Friday, April 01, 2005

Compare and Contrast

For two different perspectives, compare this bit

A Media Intelligence Failure (subscription req)
Wall Street Journal, April 1, 2005, Pg. 10

We'll need time to dig through the details in the 600-plus-page Robb-Silberman report on intelligence that was released yesterday. But one important conclusion worth noting, even on a quick reading, is that the report blows apart the myth that intelligence provided by Iraqi politician and former exile Ahmed Chalabi suckered the U.S. into going to war.....

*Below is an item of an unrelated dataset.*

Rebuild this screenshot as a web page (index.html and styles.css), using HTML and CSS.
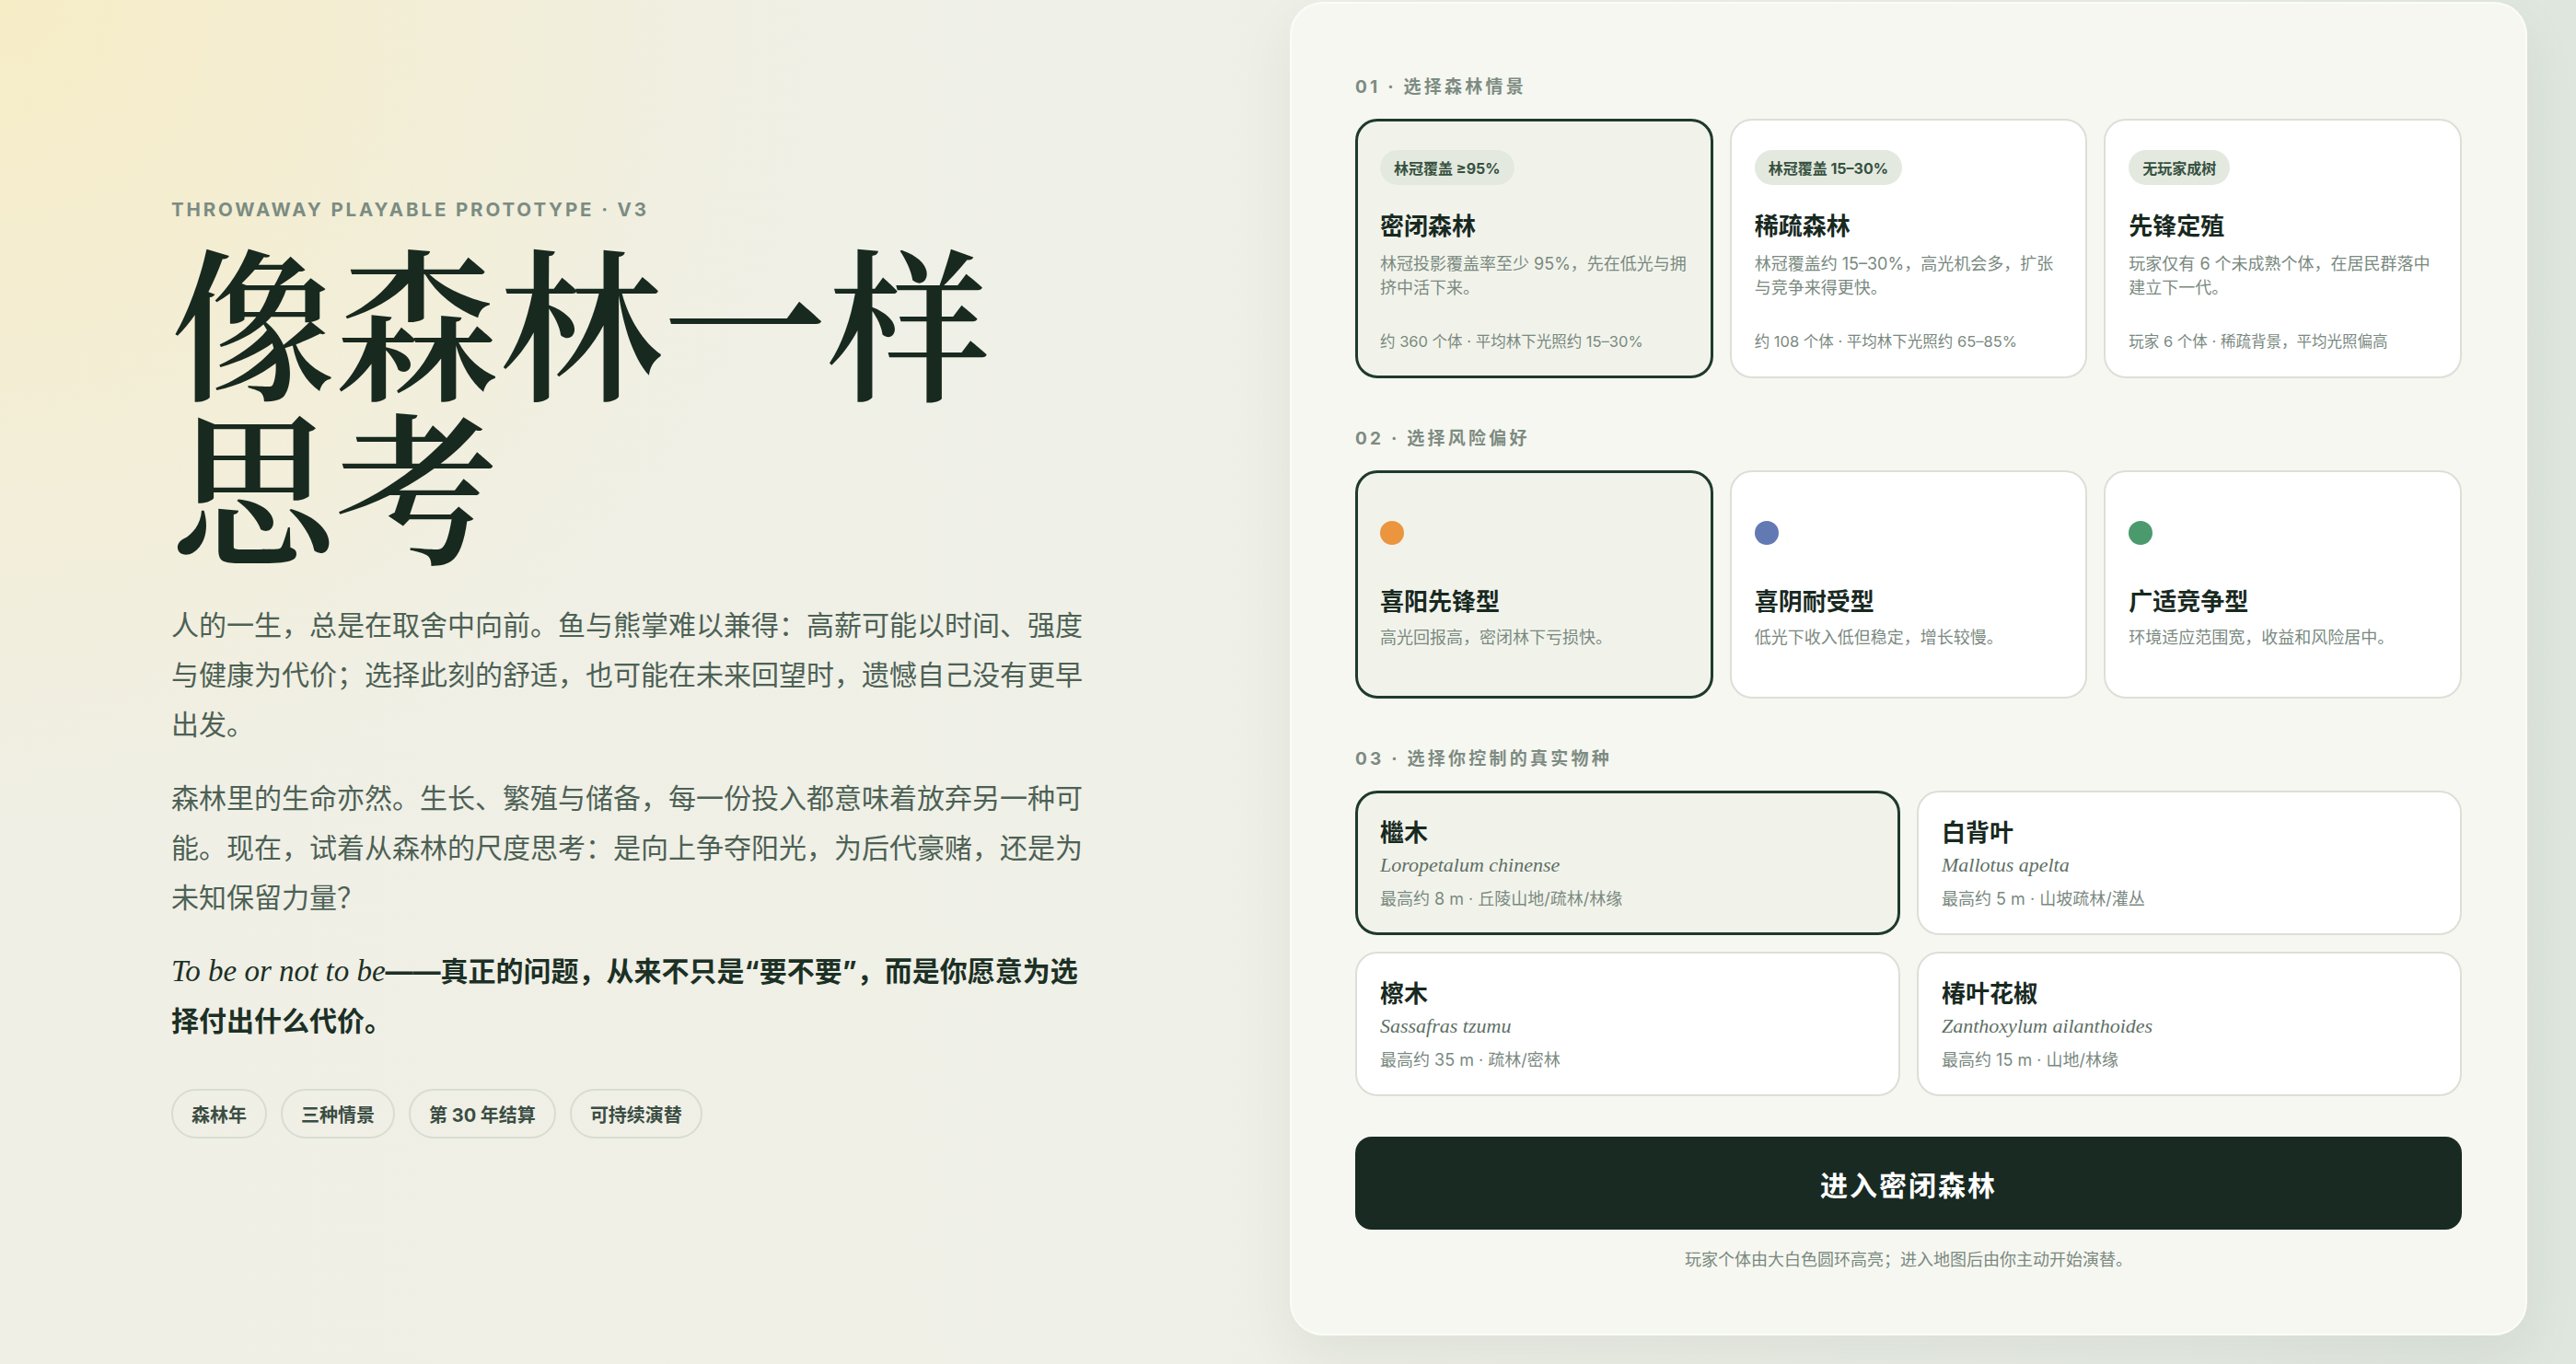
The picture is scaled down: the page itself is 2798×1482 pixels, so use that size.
FILE: index.html
```html
<!DOCTYPE html>
<html lang="zh-CN">
<head>
<meta charset="utf-8">
<title>像森林一样思考</title>
<link rel="stylesheet" href="styles.css">
</head>
<body>
<main class="page">
  <section class="intro">
    <div class="eyebrow">THROWAWAY PLAYABLE PROTOTYPE · V3</div>
    <h1 class="title">像森林一样<br>思考</h1>
    <p class="lead">人的一生，总是在取舍中向前。鱼与熊掌难以兼得：高薪可能以时间、强度与健康为代价；选择此刻的舒适，也可能在未来回望时，遗憾自己没有更早出发。</p>
    <p class="lead">森林里的生命亦然。生长、繁殖与储备，每一份投入都意味着放弃另一种可能。现在，试着从森林的尺度思考：是向上争夺阳光，为后代豪赌，还是为未知保留力量？</p>
    <p class="lead strong"><em>To be or not to be</em>——真正的问题，从来不只是“要不要”，而是你愿意为选择付出什么代价。</p>
    <div class="chips">
      <span class="chip">森林年</span>
      <span class="chip">三种情景</span>
      <span class="chip">第 30 年结算</span>
      <span class="chip">可持续演替</span>
    </div>
  </section>

  <section class="panel">
    <div class="step-label">01 · 选择森林情景</div>
    <div class="grid3">
      <div class="card scene selected">
        <span class="badge">林冠覆盖 ≥95%</span>
        <div class="card-title">密闭森林</div>
        <div class="card-desc">林冠投影覆盖率至少 95%，先在低光与拥挤中活下来。</div>
        <div class="card-foot">约 360 个体 · 平均林下光照约 15–30%</div>
      </div>
      <div class="card scene">
        <span class="badge">林冠覆盖 15–30%</span>
        <div class="card-title">稀疏森林</div>
        <div class="card-desc">林冠覆盖约 15–30%，高光机会多，扩张与竞争来得更快。</div>
        <div class="card-foot">约 108 个体 · 平均林下光照约 65–85%</div>
      </div>
      <div class="card scene">
        <span class="badge">无玩家成树</span>
        <div class="card-title">先锋定殖</div>
        <div class="card-desc">玩家仅有 6 个未成熟个体，在居民群落中建立下一代。</div>
        <div class="card-foot">玩家 6 个体 · 稀疏背景，平均光照偏高</div>
      </div>
    </div>

    <div class="step-label">02 · 选择风险偏好</div>
    <div class="grid3">
      <div class="card risk selected">
        <span class="dot dot-orange"></span>
        <div class="card-title">喜阳先锋型</div>
        <div class="card-desc">高光回报高，密闭林下亏损快。</div>
      </div>
      <div class="card risk">
        <span class="dot dot-blue"></span>
        <div class="card-title">喜阴耐受型</div>
        <div class="card-desc">低光下收入低但稳定，增长较慢。</div>
      </div>
      <div class="card risk">
        <span class="dot dot-green"></span>
        <div class="card-title">广适竞争型</div>
        <div class="card-desc">环境适应范围宽，收益和风险居中。</div>
      </div>
    </div>

    <div class="step-label">03 · 选择你控制的真实物种</div>
    <div class="grid2">
      <div class="card species selected">
        <div class="card-title">檵木</div>
        <div class="latin">Loropetalum chinense</div>
        <div class="card-meta">最高约 8 m · 丘陵山地/疏林/林缘</div>
      </div>
      <div class="card species">
        <div class="card-title">白背叶</div>
        <div class="latin">Mallotus apelta</div>
        <div class="card-meta">最高约 5 m · 山坡疏林/灌丛</div>
      </div>
      <div class="card species">
        <div class="card-title">檫木</div>
        <div class="latin">Sassafras tzumu</div>
        <div class="card-meta">最高约 35 m · 疏林/密林</div>
      </div>
      <div class="card species">
        <div class="card-title">椿叶花椒</div>
        <div class="latin">Zanthoxylum ailanthoides</div>
        <div class="card-meta">最高约 15 m · 山地/林缘</div>
      </div>
    </div>

    <button class="enter" type="button">进入密闭森林</button>
    <p class="note">玩家个体由大白色圆环高亮；进入地图后由你主动开始演替。</p>
  </section>
</main>
</body>
</html>
```

FILE: styles.css
```css
* { box-sizing: border-box; }

html, body {
  margin: 0;
  padding: 0;
}

body {
  min-height: 100vh;
  font-family: "Inter", "Noto Sans CJK SC", sans-serif;
  color: #18291f;
  background:
    radial-gradient(circle at 0 0, rgba(246, 236, 198, 1) 0, rgba(246, 236, 198, 0) 900px),
    linear-gradient(90deg, #f0efe5 0%, #eff0e7 45%, #e6ebe3 85%, #dee6dd 100%);
  overflow: hidden;
}

.page {
  display: grid;
  grid-template-columns: 1fr 1344px;
  column-gap: 223px;
  align-items: center;
  padding: 2px 53px 0 186px;
}

/* ---------- left intro ---------- */
.intro {
  display: flex;
  flex-direction: column;
}

.eyebrow {
  font-size: 20.5px;
  line-height: 24px;
  font-weight: 700;
  letter-spacing: 0.14em;
  color: #7b8c82;
}

.title {
  margin: 16px 0 0 0;
  font-family: "Noto Serif CJK SC", "Noto Sans CJK SC", serif;
  font-size: 178px;
  line-height: 178px;
  font-weight: 600;
  color: #18291f;
  letter-spacing: 0;
}

.lead {
  margin: 40px 0 0 0;
  font-size: 30px;
  line-height: 54px;
  color: #4d6155;
}

.lead + .lead {
  margin-top: 26px;
}

.lead.strong {
  font-weight: 700;
  color: #1c3025;
}

.lead.strong em {
  font-family: "Liberation Serif", "DejaVu Serif", serif;
  font-weight: 400;
  font-style: italic;
  font-size: 33px;
}

.chips {
  display: flex;
  gap: 15px;
  margin-top: 47px;
}

.chip {
  display: inline-flex;
  align-items: center;
  height: 54px;
  padding: 0 20px;
  border: 2px solid #d8dcd1;
  border-radius: 27px;
  font-size: 20px;
  font-weight: 700;
  color: #3b4d43;
}

/* ---------- right panel ---------- */
.panel {
  display: flex;
  flex-direction: column;
  background: #f6f7f1;
  border: 2px solid #fbfcf8;
  border-radius: 36px;
  padding: 79px 69px 67px 69px;
  box-shadow: 0 24px 60px rgba(40, 60, 48, 0.07);
}

.step-label {
  font-size: 19px;
  line-height: 24px;
  font-weight: 700;
  letter-spacing: 0.17em;
  color: #7d8b82;
  margin-bottom: 22px;
}

.grid3 {
  display: grid;
  grid-template-columns: repeat(3, 1fr);
  gap: 18px;
  margin-bottom: 54px;
}

.grid2 {
  display: grid;
  grid-template-columns: repeat(2, 1fr);
  gap: 18px;
}

.card {
  display: flex;
  flex-direction: column;
  align-items: flex-start;
  background: #ffffff;
  border: 2px solid #dcdfd6;
  border-radius: 24px;
}

.card.selected {
  background: #f1f3eb;
  border: 3px solid #1f3a2c;
}

.scene { padding: 32px 25px 26px 25px; }
.scene.selected { padding: 31px 24px 25px 24px; }

.risk { padding: 53px 25px 51px 25px; }
.risk.selected { padding: 52px 24px 50px 24px; }

.species { padding: 26px 25px 25px 25px; }
.species.selected { padding: 25px 24px 24px 24px; }

.badge {
  display: inline-flex;
  align-items: center;
  height: 38px;
  padding: 0 15px;
  border-radius: 19px;
  background: #e4e9df;
  color: #365140;
  font-size: 16px;
  font-weight: 700;
  margin-bottom: 27px;
}

.card-title {
  font-size: 26px;
  line-height: 36px;
  font-weight: 700;
  color: #18291f;
}

.card-desc {
  margin-top: 10px;
  font-size: 18px;
  line-height: 26px;
  color: #7a897f;
}

.risk .card-desc { margin-top: 8px; }

.card-foot {
  margin-top: auto;
  padding-top: 33px;
  font-size: 16.5px;
  line-height: 24px;
  color: #7a897f;
}

.dot {
  width: 26px;
  height: 26px;
  border-radius: 50%;
  margin-bottom: 44px;
}
.dot-orange { background: #eb953f; }
.dot-blue { background: #6379b4; }
.dot-green { background: #4b9a6e; }

.latin {
  margin-top: 2px;
  font-family: "Liberation Serif", "DejaVu Serif", serif;
  font-style: italic;
  font-size: 22px;
  line-height: 30px;
  color: #5e6f65;
}

.card-meta {
  margin-top: 10px;
  font-size: 18px;
  line-height: 24px;
  color: #7a897f;
}

.enter {
  margin-top: 44px;
  height: 101px;
  width: 100%;
  border: none;
  border-radius: 18px;
  background: #182a22;
  color: #ffffff;
  font-family: "Inter", "Noto Sans CJK SC", sans-serif;
  font-size: 30px;
  font-weight: 700;
  letter-spacing: 2px;
  cursor: pointer;
}

.note {
  margin: 20px 0 0 0;
  text-align: center;
  font-size: 18px;
  line-height: 26px;
  color: #7a897f;
}
```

to this bit from General Jack Keane (USA ret), former Vice Chief of Staff of the Army, in front of the House Armed Services Committee on July 15, 2004:

SKELTON: Well, why didn't it happen? Why was

KEANE: If I could comment on that.

SKELTON: Jack -- General.

KEANE: Well, let me add to that, because I participated in this process. And this represents the space, the intellectual capital that we expended to take the regime down. This represents the space for the intellectual capital to deal with it after. I mean, that was the reality of it.

And when I look back on it myself, and having participated and contributed to it, one of the things that happened to us -- and I'll just speak for myself. I don't want to speak for others, is many of us got seduced by the Iraqi exiles in terms of what the outcome would be.

SKELTON: We're all going to be treated as liberators, right?

KEANE: That's correct. So, therefore, the intellectual capital to prepare ourselves properly for an insurgency was not there. Nor was -- there were very few people who actually envisioned, honestly, before the war, what we are dealing with now after the regime went down.